*** SOURCE EXCERPT
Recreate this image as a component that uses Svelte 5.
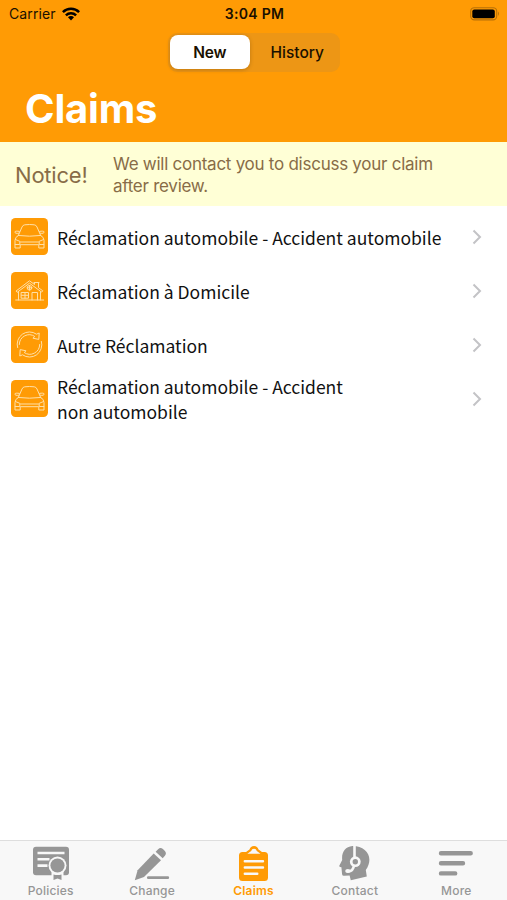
<script lang="ts">
    type Claim = { icon: 'car' | 'house' | 'cycle'; label: string };

    const claims: Claim[] = [
        { icon: 'car', label: 'Réclamation automobile - Accident automobile' },
        { icon: 'house', label: 'Réclamation à Domicile' },
        { icon: 'cycle', label: 'Autre Réclamation' },
        { icon: 'car', label: 'Réclamation automobile - Accident\nnon automobile' }
    ];

    const tabs = ['Policies', 'Change', 'Claims', 'Contact', 'More'];

    let segment = $state('New');
    let activeTab = $state('Claims');
</script>

<div class="screen">
    <header>
        <div class="status">
            <div class="carrier">
                <span>Carrier</span>
                <svg width="18" height="14" viewBox="0 0 18 14">
                    <g fill="none" stroke="#000" stroke-width="2.5">
                        <path d="M0.9 5.2a11.5 11.5 0 0 1 16.2 0" />
                        <path d="M3.9 8.4a7.3 7.3 0 0 1 10.2 0" />
                    </g>
                    <path d="M6 10.3a4.2 4.2 0 0 1 6 0l-3 3.2z" />
                </svg>
            </div>
            <span class="time">3:04 PM</span>
            <div class="battery">
                <svg width="30" height="14" viewBox="0 0 30 14">
                    <rect x="0.7" y="0.7" width="26" height="12.2" rx="3.6" fill="none" stroke="#b87108" stroke-width="1.1" />
                    <rect x="2.3" y="2.4" width="22.5" height="8.8" rx="2" />
                    <path d="M28 4.6q1.9 2.2 0 4.4z" fill="#b87108" />
                </svg>
            </div>
        </div>
        <div class="segments">
            {#each ['New', 'History'] as name}
                <button type="button" class:selected={segment === name} onclick={() => (segment = name)}>{name}</button>
            {/each}
        </div>
        <h1>Claims</h1>
    </header>

    <div class="notice">
        <strong>Notice!</strong>
        <p>We will contact you to discuss your claim after review.</p>
    </div>

    <ul>
        {#each claims as claim}
            <li>
                <svg class="tile" width="37" height="37" viewBox="0 0 37 37">
                    <rect width="37" height="37" rx="4.5" fill="#ff9b05" />
                    <g fill="none" stroke="#ffe0a8" stroke-width="1" stroke-linejoin="round" stroke-linecap="round">
                        {#if claim.icon === 'car'}
                            <path d="M7.3 17.5 11 9q.8-2 2.800-2.200 4.700-.6 9.400 0 2 .2 2.800 2.200l3.700 8.500" />
                            <path d="M7.800 15.200c-2.500.6-4-.2-4-1.200s2.400-1 4.600-.6M29.200 15.200c2.500.6 4-.2 4-1.200s-2.400-1-4.600-.6" />
                            <path d="M7.300 17.500q11.200 1.400 22.400 0M7.300 17.500q-3.300 1.500-3.300 5V30h5.200v-3.300h18.600V30H33v-7.500q0-3.500-3.300-5" />
                            <path d="M4.300 21.500l4.500 1.800v3.200H4.200M32.700 21.500l-4.500 1.800v3.200h4.600M9.500 24h18" />
                        {:else if claim.icon === 'house'}
                            <path d="M4.700 28h28M7.500 28v-8.400M29.500 28v-8.400M5.300 18.800 18.500 8.800l5 3.700v-2h4v5.200l4.300 3.100-1.200 1.300-12.100-8.900-12 8.900z" />
                            <circle cx="18.500" cy="15.800" r="2.300" />
                            <path d="M18.500 13.500v4.600M16.200 15.800h4.600M23 10.500h5" />
                            <path d="M10.500 20.500h7v5.700h-7zM14 20.500v5.700M10.500 23.300h7M21 28v-7.500h5.500V28" />
                        {:else}
                            <path d="M6.600 21.600A12.300 12.300 0 0 1 25.500 8.200l2.700-1.200-.4 6.400-5.900-1.200 1.900-1.700A9.900 9.900 0 0 0 8.300 18.500" />
                            <path d="M30.400 15.400A12.300 12.300 0 0 1 11.500 28.800l-2.700 1.200.4-6.400 5.900 1.200-1.900 1.700A9.900 9.900 0 0 0 28.700 18.500" />
                        {/if}
                    </g>
                </svg>
                <span>{claim.label}</span>
                <svg class="chevron" width="10" height="17" viewBox="0 0 10 17">
                    <path d="M1.500 2.500 8 9l-6.500 6.500" fill="none" stroke="#c3c3c6" stroke-width="2" />
                </svg>
            </li>
        {/each}
    </ul>

    <nav>
        {#each tabs as tab}
            <button type="button" class:active={activeTab === tab} onclick={() => (activeTab = tab)}>
                <svg width="38" height="38" viewBox="0 0 38 38" fill="currentColor">
                    {#if tab === 'Policies'}
                        <rect x="1" y="2.700" width="36" height="28.500" rx="3" />
                        <path d="M5.500 9h27M5.500 15.300h12M5.500 21.600h10" stroke="#f8f8f8" stroke-width="2.600" />
                        <path d="M19.500 27h12v9l-6-3-6 3z" fill="#f8f8f8" />
                        <circle cx="25.500" cy="21.500" r="9" fill="#f8f8f8" />
                        <circle cx="25.500" cy="21.500" r="7.100" />
                        <path d="M21.500 30.500q4 1.200 8 0v5.500l-4-1.500-4 1.500z" />
                    {:else if tab === 'Change'}
                        <path d="m20.700 9.500 7.300 6.800L11 33 1.800 36.300 4.600 26.200z" />
                        <path d="m22.600 7.700 2.500-2.500q2.400-2.200 4.800-.1l2 2q2 2.300 0 4.600l-2.200 2.600z" />
                        <path d="M15.300 33.700h19.500" stroke="currentColor" stroke-width="2.700" stroke-linecap="round" />
                    {:else if tab === 'Claims'}
                        <path d="M7.500 8H11l3.500-2.500q1-3.500 4.500-3.500t4.500 3.500L27 8h2.500q3.500 0 3.500 3.500v22q0 3.500-3.500 3.500h-22Q4 37 4 33.500v-22Q4 8 7.500 8z" />
                        <path d="M12.300 9.800h13.200L21.800 7Q21.300 4.700 19 4.700T16.200 7z" fill="#f8f8f8" />
                        <path d="M9.800 17.200h18.200M9.800 23.500h18.200M9.800 29.800h12.500" stroke="#f8f8f8" stroke-width="2.400" stroke-linecap="round" />
                    {:else if tab === 'Contact'}
                        <g transform="translate(-1 -.3)">
                            <path d="M17.500 2.400C10 3 6.400 9 7.200 16.200L4.300 22q-.3 1 .8 1.200l1.300.4.700 7q.3 1.900 2.200 1.500l5.300-.4 1.200 4.900 16-3.900-1-6.300c8.500-12.500 1-24-13.300-24z" />
                            <path d="M19.500 1v12M12.200 27.500c4.200.8 6.500-2 6.800-6" fill="none" stroke="#f8f8f8" stroke-width="2.600" stroke-linecap="round" />
                            <ellipse cx="12.800" cy="27.300" rx="2.600" ry="1.900" fill="#f8f8f8" />
                            <circle cx="20.300" cy="18" r="5.400" fill="#f8f8f8" />
                            <circle cx="20.300" cy="18" r="2.700" />
                        </g>
                    {:else}
                        <path d="M4 9.200h29.700M4 19.300h22M4 29.400h14.200" stroke="currentColor" stroke-width="4.400" stroke-linecap="round" />
                    {/if}
                </svg>
                <span>{tab}</span>
            </button>
        {/each}
    </nav>
</div>

<style>
    :global(body) {
        margin: 0;
    }

    .screen {
        width: 507px;
        height: 900px;
        display: flex;
        flex-direction: column;
        background: #fff;
        font-family: Inter, "Liberation Sans", sans-serif;
        color: #000;
    }

    header {
        height: 142px;
        box-sizing: border-box;
        background: #ff9b05;
    }

    .status {
        display: grid;
        grid-template-columns: 1fr auto 1fr;
        align-items: center;
        height: 27px;
        padding: 0 7px 0 9px;
        font-size: 14px;
        color: #1a1000;
    }

    .carrier {
        display: flex;
        align-items: center;
        gap: 6px;
        letter-spacing: 0.1px;
    }

    .time {
        font-weight: 600;
        letter-spacing: 0.3px;
    }

    .battery {
        display: flex;
        justify-content: flex-end;
    }

    .segments {
        display: flex;
        width: 172px;
        height: 39px;
        box-sizing: border-box;
        margin: 6px auto 0;
        padding: 2px;
        background: #ed9615;
        border-radius: 9px;
    }

    .segments button {
        flex: 1;
        padding: 0;
        border: none;
        border-radius: 8px;
        background: none;
        font: 500 15.5px Inter, sans-serif;
        color: #1a1000;
    }

    .segments button:last-child {
        padding-left: 7px;
    }

    .segments button.selected {
        height: 34px;
        background: #fff;
        font-weight: 600;
        letter-spacing: -0.3px;
        box-shadow: 0 1px 4px rgba(0, 0, 0, 0.2);
    }

    h1 {
        margin: 12px 0 0 25px;
        font-size: 40px;
        line-height: 50px;
        font-weight: 700;
        letter-spacing: -0.2px;
        color: #fff;
    }

    .notice {
        display: flex;
        align-items: center;
        height: 64px;
        padding-left: 15px;
        background: #ffffd6;
        color: #886c47;
    }

    .notice strong {
        width: 98px;
        padding-top: 1px;
        font-size: 22px;
        font-weight: 400;
        letter-spacing: -0.2px;
    }

    .notice p {
        width: 350px;
        margin: 2px 0 0;
        font-size: 17px;
        line-height: 22px;
        letter-spacing: -0.26px;
    }

    ul {
        flex: 1;
        margin: 0;
        padding: 4px 0 0;
        list-style: none;
    }

    li {
        display: flex;
        align-items: center;
        height: 53.8px;
        padding: 0 25px 0 11px;
    }

    .tile {
        flex: none;
        margin-right: 9px;
    }

    li span {
        flex: 1;
        padding-top: 3px;
        font-family: "Noto Sans CJK SC", sans-serif;
        font-size: 17.5px;
        line-height: 24.5px;
        white-space: pre-line;
        color: #111;
    }

    .chevron {
        flex: none;
        margin-left: 10px;
    }

    nav {
        display: flex;
        height: 60px;
        box-sizing: border-box;
        border-top: 1px solid #dedede;
        background: #f8f8f8;
    }

    nav button {
        flex: 1;
        display: flex;
        flex-direction: column;
        align-items: center;
        padding: 3px 0 0;
        border: none;
        background: none;
        font: 500 12px/18px Inter, sans-serif;
        letter-spacing: 0.2px;
        color: #969696;
    }

    nav button.active {
        color: #ff9b05;
        font-weight: 600;
    }
</style>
******
*WHAT THE TASK REQUIRES*. Return only the lines running from the top of the data to the line that holds "icon: 'car' |". Include both of those lines, but skip the pictures.

*ANSWER TO THIS EXERCISE*.
Recreate this image as a component that uses Svelte 5.
<script lang="ts">
    type Claim = { icon: 'car' | 'house' | 'cycle'; label: string };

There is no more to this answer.